After graduating from the College of St. Thomas in 1979, Sweeney dabbled in several media jobs.

He was a copy desk intern at the Minneapolis Tribune. His first sports broadcasting gig was doing play-by-play of community college football for KDAN radio. He also worked as a cartoonist for a Black newspaper, the Twin Cities Courier.

Sweeney moved to North Dakota in February 1980 and briefly worked in Williston and Dickinson.

He started his lengthy run in Grand Forks in June 1982. A year-and-a-half into his tenure, Sweeney was elevated to sports director after Dale McCabe left.

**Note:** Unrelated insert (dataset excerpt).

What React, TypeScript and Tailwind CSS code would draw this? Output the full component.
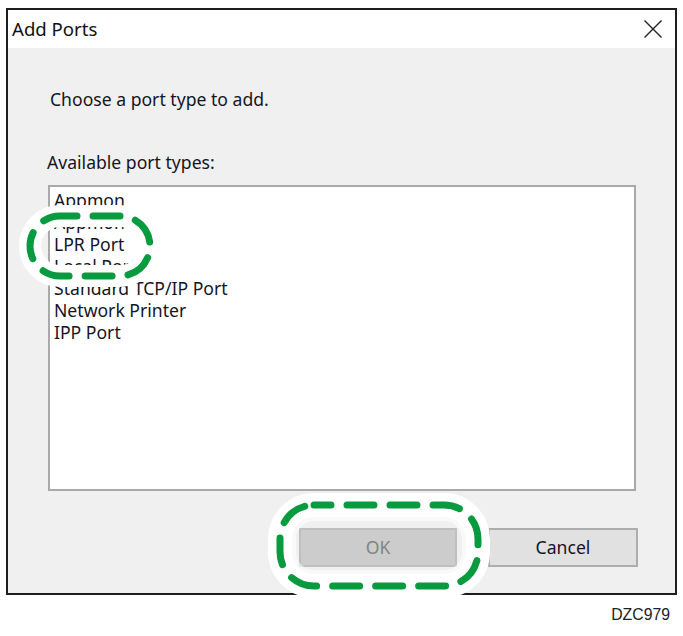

"I didn't think I'd be here more than a few years, honestly," Sweeney said. "I didn't expect Dale to leave. That was one thing. When he took a radio job, they moved me up. WDAZ wasn't the biggest station, but they did so many (live) sports. . . probably did more sports than any other station in the country that size. We did live sports, coaches shows. . . that was one of the things that kept me here."

Sweeney was the play-by-play voice for UND hockey for decades. He also called UND football, men's and women's basketball and high school state tournaments.

He covered UND's NCAA hockey championships in 1987 and 1997. He was in Florence, Ala., for UND's lone football national title in 2001. He covered women's basketball Elite Eight games in 1997, 1998 and 1999. UND won all three national championships.

Sweeney said UND's football win over NDSU in 1993 was one of the most memorable games he called. UND ended a 12-year losing streak to NDSU after Mike Mooney forced a fumble and ran it back for a touchdown late in the game.

"I was so stunned when that play happened," Sweeney said. "It was going to the right, then all of the sudden, it was going to the left. We never did get a clear shot of Mike taking the ball out. It was just this mass of people, then all of the sudden, he's taking it in. The celebration that ensued was just. . . it was like a monkey off the back of all the UND fans. People were rushing the field. They didn't have the lights on. It was getting dark. . . it was a big, big party."

Sweeney's sportscasts were known for being both newsy and fun.

He had a segment called Sports Minuses, where he showcased the goofy side of sports.

"People looked forward to that," Dullum said. "That was a thing for years and years. He was just good at his job."

It wasn't all sports for Sweeney.

When the 1997 flood hit, Brue moved Sweeney to the news side.

"I drafted him early on because of his ability to talk on his feet and speak live," Brue said. "He took on that challenge and he kept in check, as most of us did, the emotions."

WDAZ won an Edward R. Murrow Award for its coverage.

"Our phones were ringing off the hook," Sweeney said. "I used to think our phones rang a lot on Friday nights when people were calling in sports scores. It was nothing compared to the flood. It was nonstop. People were offering rooms. They'd call and say they've got room for four people. We'd go on the air and we were just giving these phone numbers, 'This family has room for five.'

"It was a surreal experience. To think we got through that without any loss of life is just amazing."

Sweeney mentored many young, up-and-coming sportscasters who went onto careers in different markets, most notably, Marney Gellner of Bally Sports North.

Sweeney left WDAZ for UND in September 2014. After about three years there, UND eliminated several positions, including Sweeney's. His last day was June 30, 2017. He started less than a week later at KNOX.

"The best part of that job was working with Doug Barrett," Sweeney said. "He's a very dedicated professional. If he's not the best radio news reporter in Grand Forks history, he's right up there. We never had an argument in six-and-a-half years. We were on the same page from the beginning. We're both old school, both trained the same way. We had so many laughs. It just worked out so well."

Sweeney said the sudden deaths of two friends played a large role in his decision to retire now.

"Travis Dunn died suddenly in Iowa," Sweeney said. "He was 65 years old. We worked together for 12 years on games. After Travis died, I started thinking of this (retirement). Two months later, Denny Johnson, the longtime morning man on KNOX, died. That's when I really started thinking about it.

"I was never going to work until I was 100 like Sid Hartman, but the loss of those two friends to sudden deaths really accelerated things."

Sweeney said he will look back upon his career with fondness.

While he never became the voice of the Minnesota Fighting Saints, he did what he set out to do.

"I've been very blessed," Sweeney said. "I was able to do what I always wanted to do. When I was a kid, I was hoping for a career like this in this field."